Lynton and Lynmouth, England
The twin villages of Lynton and Lynmouth are the gateway to ‘England‘s Little Switzerland’, the wilds of Exmoor. Each has its own character: Lynmouth is a quintessential seaside town, with a harbour full of fishing boats, while hilltop Lynton is elegant and Victorian. However, they share a sleepy, old-world charm that makes them an ideal location from which to base a tour of North Devon.
Odyssey Traveller makes a visit to this quaint village as part of our tour of Devon and Cornwall. Designed to delve into the long history of this English region with a Celtic twist, we visit Tintagel Castle on the north Cornish coast, held in the legends of King Arthur to be the birthplace of the mytical king, and the famous Glastonbury Tor, associated with Celtic mythology.
As we wind our way down the magnificent Cornish coastline, we see some of England’s most striking and varied scenery, ranging from the granite headland of Land’s End, to the subtropical Tresco Abbey Gardens on the Isles of Scilly. We pass along country lanes and through charming towns, including St Austell, Penzance, and Newquay.
Since 1983, Odyssey Traveller has specialised in educational tours for active mature and senior travellers. Our tours are designed for guests who want to learn as they travel, developing an authentic sense of place. We travel as a small group, led by an experienced travel director and local guides chosen for knowledge and expertise.

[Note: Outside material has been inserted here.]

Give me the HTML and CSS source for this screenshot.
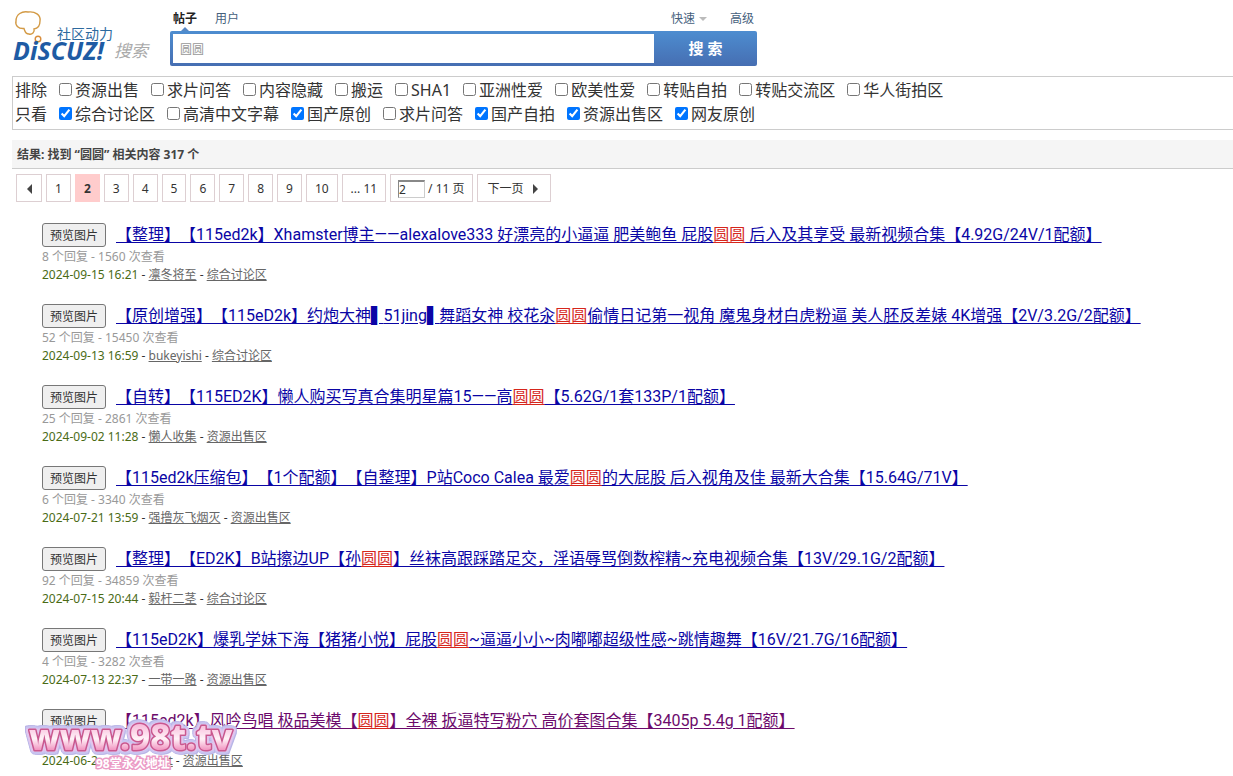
FILE: index.html
```html
<!DOCTYPE html>
<html lang="zh-CN">
<head>
<meta charset="utf-8">
<title>搜索 - Discuz!</title>
<link rel="stylesheet" href="styles.css">
</head>
<body>
<header class="header">
  <a class="logo" href="#" aria-label="Discuz! 搜索">
    <svg width="142" height="54" viewBox="0 0 142 54">
      <path d="M12 18.500C6 19 3 15 4 11C4 4 10 1 16 2C23 1 29 5 28 11C28 16 26 18.500 22 19C23 22 20 25 17 24C13 24 13 21 12 18.500Z" fill="none" stroke="#d39a45" stroke-width="1.400"/>
      <circle cx="26" cy="29" r="2.800" fill="none" stroke="#d98d3c" stroke-width="1.400"/>
      <text class="logo-sub" x="45" y="29">社区动力</text>
      <text class="logo-name" x="1" y="50">DiSCUZ!</text>
      <text class="logo-search" x="102" y="47">搜索</text>
    </svg>
  </a>
  <form class="search">
    <nav class="tabs">
      <a class="tab current" href="#">帖子</a>
      <a class="tab" href="#">用户</a>
      <a class="tab quick" href="#">快速</a>
      <a class="tab" href="#">高级</a>
    </nav>
    <div class="search-box">
      <input class="search-input" type="text" value="圆圆" aria-label="搜索内容">
      <button class="search-button" type="button">搜 索</button>
    </div>
  </form>
</header>
<main class="main">
  <section class="filters">
    <div class="filter-row"><span>排除</span>
      <label><input type="checkbox">资源出售</label>
      <label><input type="checkbox">求片问答</label>
      <label><input type="checkbox">内容隐藏</label>
      <label><input type="checkbox">搬运</label>
      <label><input type="checkbox">SHA1</label>
      <label><input type="checkbox">亚洲性爱</label>
      <label><input type="checkbox">欧美性爱</label>
      <label><input type="checkbox">转贴自拍</label>
      <label><input type="checkbox">转贴交流区</label>
      <label><input type="checkbox">华人街拍区</label>
    </div>
    <div class="filter-row"><span>只看</span>
      <label><input type="checkbox" checked>综合讨论区</label>
      <label><input type="checkbox">高清中文字幕</label>
      <label><input type="checkbox" checked>国产原创</label>
      <label><input type="checkbox">求片问答</label>
      <label><input type="checkbox" checked>国产自拍</label>
      <label><input type="checkbox" checked>资源出售区</label>
      <label><input type="checkbox" checked>网友原创</label>
    </div>
  </section>
  <h2 class="summary">结果: 找到 “<span>圆圆</span>” 相关内容 317 个</h2>
  <nav class="pages" aria-label="分页">
    <a class="page" href="#" aria-label="上一页"><svg width="8" height="10" viewBox="0 0 8 10"><path d="M7 0V10L2 5Z" fill="#444"/></svg></a>
    <a class="page" href="#">1</a>
    <strong class="page on">2</strong>
    <a class="page" href="#">3</a>
    <a class="page" href="#">4</a>
    <a class="page" href="#">5</a>
    <a class="page" href="#">6</a>
    <a class="page" href="#">7</a>
    <a class="page" href="#">8</a>
    <a class="page" href="#">9</a>
    <a class="page" href="#">10</a>
    <a class="page" href="#">... 11</a>
    <label class="page"><input class="page-input" type="text" value="2" aria-label="页码">/ 11 页</label>
    <a class="page next" href="#">下一页<svg width="8" height="10" viewBox="0 0 8 10"><path d="M1 0V10L6 5Z" fill="#444"/></svg></a>
  </nav>
  <ul class="results">
    <li class="result">
      <h3 class="title"><button class="preview" type="button">预览图片</button><a href="#">【整理】【115ed2k】Xhamster博主——alexalove333 好漂亮的小逼逼 肥美鲍鱼 屁股<em>圆圆</em> 后入及其享受 最新视频合集【4.92G/24V/1配额】</a></h3>
      <p class="count">8 个回复 - 1560 次查看</p>
      <p class="meta"><span class="date">2024-09-15 16:21</span> - <a href="#">凛冬将至</a> - <a href="#">综合讨论区</a></p>
    </li>
    <li class="result">
      <h3 class="title"><button class="preview" type="button">预览图片</button><a href="#">【原创增强】【115eD2k】约炮大神<span class="block">▌</span>51jing<span class="block">▌</span>舞蹈女神 校花汆<em>圆圆</em>偷情日记第一视角 魔鬼身材白虎粉逼 美人胚反差婊 4K增强【2V/3.2G/2配额】</a></h3>
      <p class="count">52 个回复 - 15450 次查看</p>
      <p class="meta"><span class="date">2024-09-13 16:59</span> - <a href="#">bukeyishi</a> - <a href="#">综合讨论区</a></p>
    </li>
    <li class="result">
      <h3 class="title"><button class="preview" type="button">预览图片</button><a href="#">【自转】【115ED2K】懒人购买写真合集明星篇15——高<em>圆圆</em>【5.62G/1套133P/1配额】</a></h3>
      <p class="count">25 个回复 - 2861 次查看</p>
      <p class="meta"><span class="date">2024-09-02 11:28</span> - <a href="#">懒人收集</a> - <a href="#">资源出售区</a></p>
    </li>
    <li class="result">
      <h3 class="title"><button class="preview" type="button">预览图片</button><a href="#">【115ed2k压缩包】【1个配额】【自整理】P站Coco Calea 最爱<em>圆圆</em>的大屁股 后入视角及佳 最新大合集【15.64G/71V】</a></h3>
      <p class="count">6 个回复 - 3340 次查看</p>
      <p class="meta"><span class="date">2024-07-21 13:59</span> - <a href="#">强撸灰飞烟灭</a> - <a href="#">资源出售区</a></p>
    </li>
    <li class="result">
      <h3 class="title"><button class="preview" type="button">预览图片</button><a href="#">【整理】【ED2K】B站擦边UP【孙<em>圆圆</em>】丝袜高跟踩踏足交，淫语辱骂倒数榨精~充电视频合集【13V/29.1G/2配额】</a></h3>
      <p class="count">92 个回复 - 34859 次查看</p>
      <p class="meta"><span class="date">2024-07-15 20:44</span> - <a href="#">毅杆二茎</a> - <a href="#">综合讨论区</a></p>
    </li>
    <li class="result">
      <h3 class="title"><button class="preview" type="button">预览图片</button><a href="#">【115eD2K】爆乳学妹下海【猪猪小悦】屁股<em>圆圆</em>~逼逼小小~肉嘟嘟超级性感~跳情趣舞【16V/21.7G/16配额】</a></h3>
      <p class="count">4 个回复 - 3282 次查看</p>
      <p class="meta"><span class="date">2024-07-13 22:37</span> - <a href="#">一带一路</a> - <a href="#">资源出售区</a></p>
    </li>
    <li class="result">
      <h3 class="title"><button class="preview" type="button">预览图片</button><a class="visited" href="#">【115ed2k】风吟鸟唱 极品美模【<em>圆圆</em>】全裸 扳逼特写粉穴 高价套图合集【3405p 5.4g 1配额】</a></h3>
      <p class="count"></p>
      <p class="meta"><span class="date covered">2024-06-2</span><a href="#">nt</a> - <a href="#">资源出售区</a></p>
      <svg class="watermark" width="220" height="62" viewBox="0 0 220 62" role="img" aria-label="www.98t.tv">
        <defs>
          <linearGradient id="pink" x1="0" y1="0" x2="0" y2="1">
            <stop offset="0.2" stop-color="#f7b3d6"/>
            <stop offset="0.55" stop-color="#fff3f8"/>
            <stop offset="0.8" stop-color="#f08fbd"/>
          </linearGradient>
        </defs>
        <text class="mark" x="6" y="37" fill="url(#pink)">www.98t.tv</text>
        <text class="mark-sub" x="73" y="55">98堂永久地址</text>
      </svg>
    </li>
  </ul>
</main>
</body>
</html>
```

FILE: styles.css
```css
* { box-sizing: border-box; }

body {
  margin: 0;
  padding-left: 12px;
  background: #fff;
  color: #333;
  font: 12px/18px "Noto Sans", "Noto Sans CJK SC", sans-serif;
  text-spacing-trim: space-all;
  overflow-x: hidden;
}

h2, h3, p, ul { margin: 0; padding: 0; }
input, button { font-family: inherit; }

.header {
  display: flex;
  gap: 16px;
  padding: 10px 0;
}
.logo { display: block; height: 54px; }
.logo svg { display: block; overflow: visible; }
.logo-sub { font-size: 14px; fill: #2d6a9f; }
.logo-name { font-size: 25px; font-weight: 700; font-style: italic; fill: #1e5ba4; }
.logo-search { font-size: 17px; font-style: italic; fill: #aaa; }

.search { flex: 0 1 587px; }
.tabs {
  display: flex;
  gap: 18px;
  height: 21px;
  padding: 0 3px;
  line-height: 18px;
}
.tab { color: #45607c; text-decoration: none; }
.tab.current { position: relative; color: #222; font-weight: 700; }
.tab.current::after {
  content: "";
  position: absolute;
  left: 8px;
  bottom: 0;
  border: 4px solid transparent;
  border-top: 0;
  border-bottom-color: #5687c3;
}
.quick {
  display: flex;
  align-items: center;
  gap: 4px;
  height: 18px;
  margin-left: auto;
}
.quick::after {
  content: "";
  border: 4px solid transparent;
  border-top-color: #bbb;
  border-bottom: 0;
}
.quick + .tab { margin-left: 5px; }
.search-box {
  display: flex;
  height: 35px;
  padding: 3px 0 3px 3px;
  border-radius: 2px;
  background: linear-gradient(#4d8dd0, #466eb2);
}
.search-input {
  flex: 1;
  min-width: 0;
  padding: 0 7px;
  border: 0;
  border-radius: 0;
  background: #fff;
  color: #999;
  font-size: 12px;
}
.search-button {
  width: 103px;
  padding: 0 6px 2px;
  border: 0;
  background: none;
  color: #fff;
  font-size: 15px;
  font-weight: 700;
}

.filters {
  padding: 1px 2px 3px;
  border: 1px solid #ccc;
  border-right: 0;
}
.filter-row {
  display: flex;
  gap: 12px;
  font-size: 16px;
  line-height: 24px;
  white-space: nowrap;
}
.filter-row label { display: flex; gap: 3px; }
.filter-row input { width: 13px; height: 13px; margin: 5px 0 0; }

.summary {
  margin-top: 10px;
  padding: 6px 5px 4px;
  border-bottom: 1px solid #ccc;
  background: #f5f5f5;
  color: #444;
  font-size: 12px;
  line-height: 18px;
}

.pages { display: flex; gap: 4px; margin: 5px 0 0 4px; }
.page {
  display: flex;
  align-items: center;
  height: 28px;
  padding: 1px 8px 0;
  border: 1px solid #ddcfd2;
  color: #333;
  text-decoration: none;
  white-space: nowrap;
}
.page.on { border-color: #ffcccc; background: #ffcccc; }
.page.next { gap: 8px; padding: 1px 10px 0; }
.page-input {
  width: 27px;
  height: 18px;
  margin-right: 3px;
  padding: 0;
  border: 1px solid #ccc;
  border-top: 2px solid #888;
  border-left-color: #888;
  border-radius: 0;
  color: #333;
  font-size: 12px;
}
label.page { padding: 1px 7px 0; }

.results { margin-top: 21px; padding-left: 30px; list-style: none; }
.result { position: relative; margin-bottom: 20px; }
.result:last-child { margin-bottom: 0; }
.title {
  display: flex;
  gap: 10px;
  height: 25px;
  font-family: Roboto, "Noto Sans CJK SC", sans-serif;
  font-size: 16px;
  font-weight: 400;
  line-height: 24px;
  white-space: nowrap;
}
.title a { color: #0a05a5; text-underline-offset: 2px; }
.title a.visited { color: #6c0a6c; }
.title em { color: #d6261c; font-style: normal; text-decoration: underline; }
.block { font-family: "DejaVu Sans", sans-serif; }
.preview {
  flex: none;
  width: 64px;
  height: 24px;
  padding: 0 0 2px;
  border: 1px solid #777;
  border-radius: 3px;
  background: #efefef;
  color: #333;
  font-size: 12px;
}
.count { min-height: 18px; color: #999; }
.meta { color: #333; }
.meta a { color: #666; }
.date { color: #4a6b16; }
.covered { display: inline-block; width: 119px; }

.watermark { position: absolute; left: -19px; top: 4px; overflow: visible; }
.mark {
  font-size: 35px;
  font-weight: 800;
  stroke: #c9588f;
  stroke-width: 3px;
  stroke-linejoin: round;
  paint-order: stroke;
  filter:
    drop-shadow(2px 0 0 #e3c5ec) drop-shadow(-2px 0 0 #e3c5ec)
    drop-shadow(0 2px 0 #c9c4f0) drop-shadow(0 -2px 0 #c9c4f0)
    drop-shadow(1px 1px 0 #b9b5e6) drop-shadow(-1px -1px 0 #b9b5e6);
}
.mark-sub {
  fill: #fff;
  stroke: #eb9bc6;
  stroke-width: 3px;
  paint-order: stroke;
  font-size: 12px;
  font-weight: 700;
}
```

Our tour price generally includes accommodation, attraction costs, and the majority of meals. For more information, click here.
About Lynton and Lynmouth
The two villages are closely intwined, both geographically and culturally. Lynmouth, the busier and older of the two, sits on Devon’s north coast, while Lynton sits 700 feet (210 metres) above and is accessible by a cliff railway. The two towns share a local council, and together have a population of around 1,600.
The fishing village of Lynmouth appears to have become a tourist destination in the late 18th and early 19th centuries. It attracted Romantic poets and artists, who sought inspiration for their work in the surrounding wilderness of Exmoor. For the painter Thomas Gainsborough, who honeymooned there with his wife, Margaret Burr, it was ‘the most delightful place for a landscape painter this country can boast’.
The Romantic poet, Robert Southey, gave it the title ‘England’s Little Switzerland’, while Percy Bysshe Shelley stayed in Lynmouth with his wife and sister-in-law in 1812, writing political pamphlets and his first long poetic work, Queen Mab.
By the end of the 19th century, Lynmouth had become accessible to the mass numbers of tourists who travelled by railway. As Lynmouth became crowded with tourists, the newspaper publisher Sir George Newnes paved the way for the development of Lynton.
Though little known today, Newnes played a crucial role in many of the cultural events of the late Victorian Era. Considered the ‘founding father’ of popular journalism, he was the editor of The Strand magazine, where Sir Arthur Conan Doyle’s Sherlock Holmes mysteries were first published. Newnes financed the British Antarctic Expedition 1898-1900, which preceded the more famous journeys made by Robert Falcon Scott and Ernest Shackleton. Having fallen in love with the area, Newnes built an elaborate clifftop mansion, Hollerday House, at the top of the cliffs.
Though the area that would become Lynton had been home to an church since the 13th century, it was barely developed. Newnes financed the building of the Lynton & Lynmouth Cliff Railway, the gala opening of which was attended by celebrities from around Britain, including Sir Arthur Conan Doyle, and contributed to the building of several other buildings in the new town, including the Town Hall.
The cliff railway remains in operation today, with the only addition a new track built in 1908, and is a charming way to go from one town to another. Though Newnes’s mansion, Hollerday House, would burn down under mysterious circumstances in 1913, Lynton remains shaped by his legacy, a showcase of late 19th and early 20th century civic architecture.